[Web-SIG] WSGI input filter that changes content length.

Mon Jan 15 11:56:37 CET 2007

[Graham Dumpleton]
> How does one implement in WSGI an input filter that manipulates the request
> body in such a way that the effective content length would be changed?

> The problem I am trying to address here is how one might implement using WSGI a
> decompression filter for the body of a request. Ie., where "Content-Encoding:
> gzip" has been specified.

> So, how is one meant to deal with this in WSGI?

The usual approach to modifying something something in the WSGI
environment, in this case the wsgi.input file-like object, is to wrap
it or replace it with an object that behaves as desired.

In this case, the approach I would take would be to wrap the
wsgi.input object with a gzip.GzipFile object, which should only read
the input stream data on demand.
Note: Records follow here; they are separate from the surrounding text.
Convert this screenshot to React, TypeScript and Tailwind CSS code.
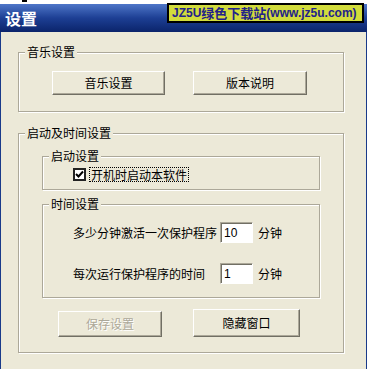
import React from "react";

const cjk = "font-['Noto_Sans_CJK_SC','Liberation_Sans',sans-serif]";

function GroupBox({
  label,
  className = "",
  children,
}: {
  label: string;
  className?: string;
  children: React.ReactNode;
}) {
  return (
    <div
      className={`relative border border-[#aca899] shadow-[inset_1px_1px_0_#fff,1px_1px_0_#fff] ${className}`}
    >
      <span className="absolute left-[6px] top-[-8px] bg-[#ece9d8] px-[2px] text-[12px] leading-[14px] text-black">
        {label}
      </span>
      {children}
    </div>
  );
}

function WinButton({
  children,
  disabled = false,
  className = "",
}: {
  children: React.ReactNode;
  disabled?: boolean;
  className?: string;
}) {
  return (
    <button
      disabled={disabled}
      className={`flex items-center justify-center border border-t-white border-l-white border-b-[#716f64] border-r-[#716f64] bg-[#ece9d8] text-[12px] leading-[14px] shadow-[inset_-1px_-1px_0_#aca899] ${
        disabled ? "text-[#aca899] [text-shadow:1px_1px_0_#fff]" : "text-black"
      } ${className}`}
    >
      {children}
    </button>
  );
}

function NumInput({ value }: { value: string }) {
  return (
    <div className="flex h-[21px] w-[33px] items-center border border-t-[#aca899] border-l-[#aca899] border-b-white border-r-white bg-white pl-[3px] shadow-[inset_1px_1px_0_#716f64] font-['Liberation_Sans',sans-serif] text-[12px] leading-[14px] text-black">
      {value}
    </div>
  );
}

export default function App() {
  return (
    <div className={`flex h-[369px] w-[367px] flex-col overflow-hidden bg-white ${cjk}`}>
      {/* strip of desktop above the window */}
      <div className="flex h-[4px] shrink-0 items-start bg-white">
        <span className="ml-[22px] h-[2px] w-[5px] bg-black" />
      </div>

      {/* title bar */}
      <div className="relative flex h-[28px] shrink-0 items-center bg-gradient-to-b from-[#4f76c8] via-[#1d3f94] to-[#0b246b] pl-[5px]">
        <span className="text-[16px] font-bold leading-[18px] text-white">设置</span>
        <div className="absolute left-[167px] top-[-1px] flex h-[20px] w-[197px] items-center border-2 border-black bg-[#d2dc3c] pl-[3px] font-bold text-[#22228a]">
          <span className="font-['Liberation_Sans',sans-serif] text-[12px] leading-[14px]">JZ5U</span>
          <span className="text-[13px] leading-[14px]">绿色下载站</span>
          <span className="font-['Liberation_Sans',sans-serif] text-[12px] leading-[14px]">(www.jz5u.com)</span>
        </div>
      </div>

      {/* window body */}
      <div className="flex flex-1 flex-col border-x border-[#193a8a] bg-[#ece9d8] pl-[17px] pt-[20px] text-[12px] leading-[14px] text-black">
        <GroupBox label="音乐设置" className="w-[326px] pb-[16px] pl-[33px] pt-[18px]">
          <div className="flex gap-[28px]">
            <WinButton className="h-[24px] w-[113px]">音乐设置</WinButton>
            <WinButton className="h-[24px] w-[114px]">版本说明</WinButton>
          </div>
        </GroupBox>

        <GroupBox label="启动及时间设置" className="mt-[21px] w-[326px] px-[23px] pb-[15px] pt-[22px]">
          <GroupBox label="启动设置" className="pb-[7px] pl-[30px] pt-[10px]">
            <div className="flex h-[15px] items-center">
              <span className="flex h-[13px] w-[13px] items-center justify-center border-2 border-[#222] bg-white">
                <svg width="9" height="9" viewBox="0 0 9 9">
                  <polyline points="1,4 3.5,6.5 8,1.5" fill="none" stroke="#000" strokeWidth="2" />
                </svg>
              </span>
              <span className="ml-[3px] flex h-[15px] items-center border border-dotted border-black px-[1px]">
                开机时启动本软件
              </span>
            </div>
          </GroupBox>

          <GroupBox label="时间设置" className="mt-[14px] pb-[13px] pl-[30px] pt-[17px]">
            <div className="flex h-[21px] items-center">
              <span className="w-[147px]">多少分钟激活一次保护程序</span>
              <NumInput value="10" />
              <span className="ml-[5px]">分钟</span>
            </div>
            <div className="mt-[20px] flex h-[21px] items-center">
              <span className="w-[147px]">每次运行保护程序的时间</span>
              <NumInput value="1" />
              <span className="ml-[5px]">分钟</span>
            </div>
          </GroupBox>

          <div className="mt-[11px] flex items-end gap-[31px] pl-[16px]">
            <WinButton disabled className="h-[26px] w-[104px]">
              保存设置
            </WinButton>
            <WinButton className="h-[28px] w-[107px]">隐藏窗口</WinButton>
          </div>
        </GroupBox>
      </div>
    </div>
  );
}
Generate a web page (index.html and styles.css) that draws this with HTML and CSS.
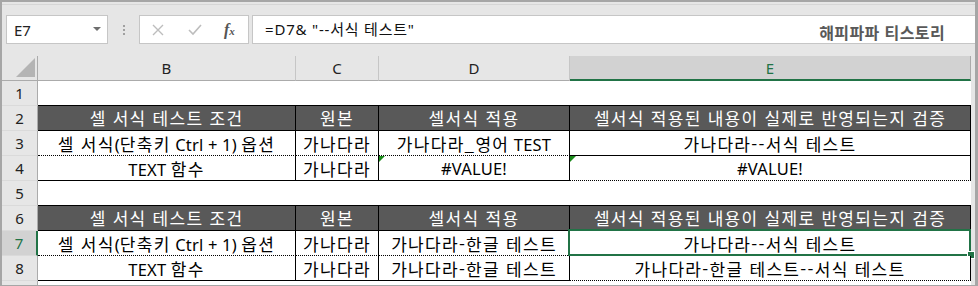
FILE: index.html
```html
<!DOCTYPE html>
<html lang="ko">
<head>
<meta charset="utf-8">
<link rel="stylesheet" href="styles.css">
</head>
<body>
<div class="app">
  <div class="fbar">
    <div class="namebox"><span class="nb-text">E7</span><span class="dd"></span></div>
    <div class="dots"><i></i><i></i><i></i></div>
    <div class="fxbox">
      <svg class="ic" width="12" height="12" viewBox="0 0 12 12"><path d="M1 1 L11 11 M11 1 L1 11" stroke="#bdbdbd" stroke-width="1.4" fill="none"/></svg>
      <svg class="ic" width="14" height="12" viewBox="0 0 14 12"><path d="M1 6 L5 10 L13 1" stroke="#bdbdbd" stroke-width="1.6" fill="none"/></svg>
      <span class="fx">f<small>x</small></span>
    </div>
    <div class="finput"><span class="ftext">=D7&amp; "--서식 테스트"</span><span class="wm">해피파파 티스토리</span></div>
  </div>
  <div class="sheet">
    <!-- header row -->
    <div class="corner"><span class="tri"></span></div>
    <div class="ch">B</div>
    <div class="ch">C</div>
    <div class="ch">D</div>
    <div class="ch sel">E</div>
    <div class="gap"></div>
    <!-- row 1 -->
    <div class="rh">1</div>
    <div class="c tb"></div><div class="c tb"></div><div class="c tb"></div><div class="c tb"></div><div class="gap"></div>
    <!-- row 2 -->
    <div class="rh">2</div>
    <div class="c hd">셀 서식 테스트 조건</div>
    <div class="c hd">원본</div>
    <div class="c hd">셀서식 적용</div>
    <div class="c hd">셀서식 적용된 내용이 실제로 반영되는지 검증</div>
    <div class="gap"></div>
    <!-- row 3 -->
    <div class="rh">3</div>
    <div class="c bd dot"><span>셀 서식<span class="en">(</span>단축키<span class="en"> Ctrl + 1) </span>옵션</span></div>
    <div class="c bd dot">가나다라</div>
    <div class="c bd dot"><span>가나다라_영어<span class="en"> TEST</span></span></div>
    <div class="c bd">가나다라--서식 테스트</div>
    <div class="gap"></div>
    <!-- row 4 -->
    <div class="rh">4</div>
    <div class="c bd"><span><span class="en">TEXT </span>함수</span></div>
    <div class="c bd">가나다라</div>
    <div class="c bd err"><span class="en">#VALUE!</span></div>
    <div class="c bd dot err"><span class="en">#VALUE!</span></div>
    <div class="gap"></div>
    <!-- row 5 -->
    <div class="rh">5</div>
    <div class="c tb"></div><div class="c tb"></div><div class="c tb"></div><div class="c tb"></div><div class="gap"></div>
    <!-- row 6 -->
    <div class="rh">6</div>
    <div class="c hd">셀 서식 테스트 조건</div>
    <div class="c hd">원본</div>
    <div class="c hd">셀서식 적용</div>
    <div class="c hd">셀서식 적용된 내용이 실제로 반영되는지 검증</div>
    <div class="gap"></div>
    <!-- row 7 -->
    <div class="rh sel">7</div>
    <div class="c bd dot"><span>셀 서식<span class="en">(</span>단축키<span class="en"> Ctrl + 1) </span>옵션</span></div>
    <div class="c bd dot">가나다라</div>
    <div class="c bd dot">가나다라-한글 테스트</div>
    <div class="c bd active">가나다라--서식 테스트<span class="selbox"></span><span class="handle"></span></div>
    <div class="gap"></div>
    <!-- row 8 -->
    <div class="rh">8</div>
    <div class="c bd"><span><span class="en">TEXT </span>함수</span></div>
    <div class="c bd">가나다라</div>
    <div class="c bd">가나다라-한글 테스트</div>
    <div class="c bd dot">가나다라-한글 테스트--서식 테스트</div>
    <div class="gap"></div>
    <!-- partial row 9 -->
    <div class="rh part"></div>
    <div class="c part"></div><div class="c part"></div><div class="c part"></div><div class="c part"></div><div class="gap part"></div>
  </div>
</div>
</body>
</html>
```

FILE: styles.css
```css
* { box-sizing: border-box; }
html, body { margin: 0; padding: 0; }
body { width: 978px; height: 286px; overflow: hidden; background: #a6a6a6; }

.app {
  width: 978px;
  height: 286px;
  border-top: 2px solid #a6a6a6;
  border-left: 2px solid #a6a6a6;
  border-right: 3px solid #a6a6a6;
  border-bottom: 3px solid #a6a6a6;
  background: #e6e6e6;
  font-family: "Noto Sans", "Noto Sans CJK KR", sans-serif;
}

/* formula bar */
.fbar {
  height: 52px;
  margin-top: 2px;
  border-top: 1px solid #d6d6d6;
  padding: 10px 0 0 4px;
  display: flex;
  align-items: flex-start;
}
.namebox {
  width: 102px;
  height: 29px;
  background: #fff;
  border: 1px solid #c6c6c6;
  display: flex;
  align-items: center;
  justify-content: space-between;
  padding: 0 6px 0 7px;
}
.nb-text { font-size: 15px; color: #222; }
.dd {
  width: 0; height: 0;
  border-left: 4px solid transparent;
  border-right: 4px solid transparent;
  border-top: 4px solid #6e6e6e;
  margin-top: -2px;
}
.dots {
  width: 31px;
  height: 29px;
  display: flex;
  flex-direction: column;
  align-items: center;
  justify-content: center;
  gap: 2px;
}
.dots i { display: block; width: 2px; height: 2px; background: #a0a0a0; }
.fxbox {
  width: 110px;
  height: 29px;
  background: #fff;
  border: 1px solid #c6c6c6;
  display: flex;
  align-items: center;
  padding-left: 12px;
}
.fxbox .ic:first-child { margin-right: 24px; margin-top: 1px; }
.fxbox .ic:nth-child(2) { margin-right: 22px; }
.fx {
  font-family: "Liberation Serif", serif;
  font-style: italic;
  font-size: 16px;
  color: #555;
  font-weight: bold;
}
.fx small { font-size: 11px; }
.finput {
  flex: 1;
  height: 29px;
  margin-left: 3px;
  background: #fff;
  border: 1px solid #c6c6c6;
  border-right: none;
  display: flex;
  align-items: center;
  justify-content: space-between;
  padding: 0 30px 0 12px;
}
.ftext { font-size: 15px; color: #111; margin-top: -3px; letter-spacing: 0.8px; }
.wm {
  font-family: "Noto Sans CJK KR", sans-serif;
  font-weight: bold;
  font-size: 16px;
  letter-spacing: 0.4px;
  color: #595959;
  margin-top: 4px;
}

/* sheet */
.sheet {
  display: grid;
  grid-template-columns: 36px 258px 83px 191px 401px 4px;
  grid-template-rows: repeat(9, 25px) 4px;
  background: #fff;
}
.corner {
  background: #e6e6e6;
  border-right: 1px solid #ababab;
  border-bottom: 1px solid #ababab;
  position: relative;
}
.tri {
  position: absolute;
  right: 2px;
  bottom: 3px;
  width: 0; height: 0;
  border-left: 19px solid transparent;
  border-bottom: 19px solid #b4b4b4;
}
.ch {
  background: #e6e6e6;
  border-right: 1px solid #c6c6c6;
  border-bottom: 1px solid #ababab;
  display: flex;
  align-items: center;
  justify-content: center;
  font-size: 15px;
  color: #222;
}
.ch.sel {
  background: #d2d2d2;
  color: #217346;
  border-right: 1px solid #ababab;
  border-bottom: 2px solid #217346;
}
.gap { background: #e6e6e6; }
.rh {
  background: #e6e6e6;
  border-right: 1px solid #ababab;
  border-bottom: 1px solid #dadada;
  display: flex;
  align-items: center;
  justify-content: center;
  font-size: 15px;
  color: #222;
}
.rh.sel {
  background: #d2d2d2;
  color: #217346;
  border-right: 2px solid #217346;
}
.rh.part { border-bottom: none; }

.c {
  background: #fff;
  display: flex;
  align-items: center;
  justify-content: center;
  font-family: "Noto Sans CJK KR", sans-serif;
  font-size: 17px;
  letter-spacing: 1.3px;
  color: #000;
  white-space: nowrap;
  position: relative;
}
.c .en {
  font-family: "Noto Sans", "Noto Sans CJK KR", sans-serif;
  font-size: 16.5px;
  letter-spacing: 0.2px;
}
.c.tb { border-bottom: 1px solid #000; }
.c.hd {
  background: #595959;
  color: #fff;
  border-right: 1px solid #000;
  border-bottom: 1px solid #000;
  padding-bottom: 2px;
}
.c.bd {
  border-right: 1px solid #000;
  border-bottom: 1px solid #000;
}
.c.bd.dot { border-bottom: 1px dotted #000; }
.c.err::before {
  content: "";
  position: absolute;
  left: 0; top: 0;
  width: 0; height: 0;
  border-top: 6px solid #1a8a1a;
  border-right: 6px solid transparent;
}
.selbox {
  position: absolute;
  left: -2px;
  top: -2px;
  width: 403px;
  height: 27px;
  border: 2px solid #217346;
}
.handle {
  position: absolute;
  right: -4px;
  bottom: -3px;
  width: 6px;
  height: 6px;
  background: #217346;
  border: 1px solid #fff;
  box-sizing: content-box;
  margin: -1px;
}
.part { background: #fff; }
.rh.part, .gap.part { background: #e6e6e6; }
```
The code would look like this

import gzip
wsgi_env['wsgi.input'] = gzip.GzipFile(wsgi_env['wsgi.input'])

Notes.

1. The application should be completely unaware that it is dealing
with a compressed stream: it simply reads from wsgi.input, unaware
that reading from what it thinks the input stream is actually causing
cascading reads down a series of file-like objects.

2. The GzipFile object will decompress on the fly, meaning that it
will only read from the wrapped input stream when it needs input.
Which means that if the application does not read data from
wsgi.input, then no data will be read from the client connection.

3. The GzipFile should not be responsible for enforcement of the
incoming Content-Length boundary. Instead, this should be enforced by
the original server-provided file-like input stream that it wraps. So
if the application attempts to read past Content-Length bytes, the
server-provided input stream "is allowed to simulate an end-of-file
condition". Which would cause the GzipFile to return an EOF to the
application, or possibly an exception.

4. Because of the on-the-fly nature of the GzipFile decompression, it
would not be possible to provide a meaningful Content-Length value to
the application. To do so would require buffering and decompressing
the entire input data stream. But the application should still be able
to operate without knowing Content-Length.

5. The wrapping can NOT be done in middleware. PEP 333, Section "Other
HTTP Features" has this to say: "WSGI applications must not generate
any "hop-by-hop" headers [4], attempt to use HTTP features that would
require them to generate such headers, or rely on the content of any
incoming "hop-by-hop" headers in the environ dictionary. WSGI servers
must handle any supported inbound "hop-by-hop" headers on their own,
such as by decoding any inbound Transfer-Encoding, including chunked
encoding if applicable." So the wrapping and replacement of wsgi.input
should happen in the server or gateway, NOT in middleware.

6. Exactly the same principles should apply to decoding incoming
Transfer-Encoding: chunked.

HTH,

Alan.

P.S. Thanks for all your great work on mod_python Graham!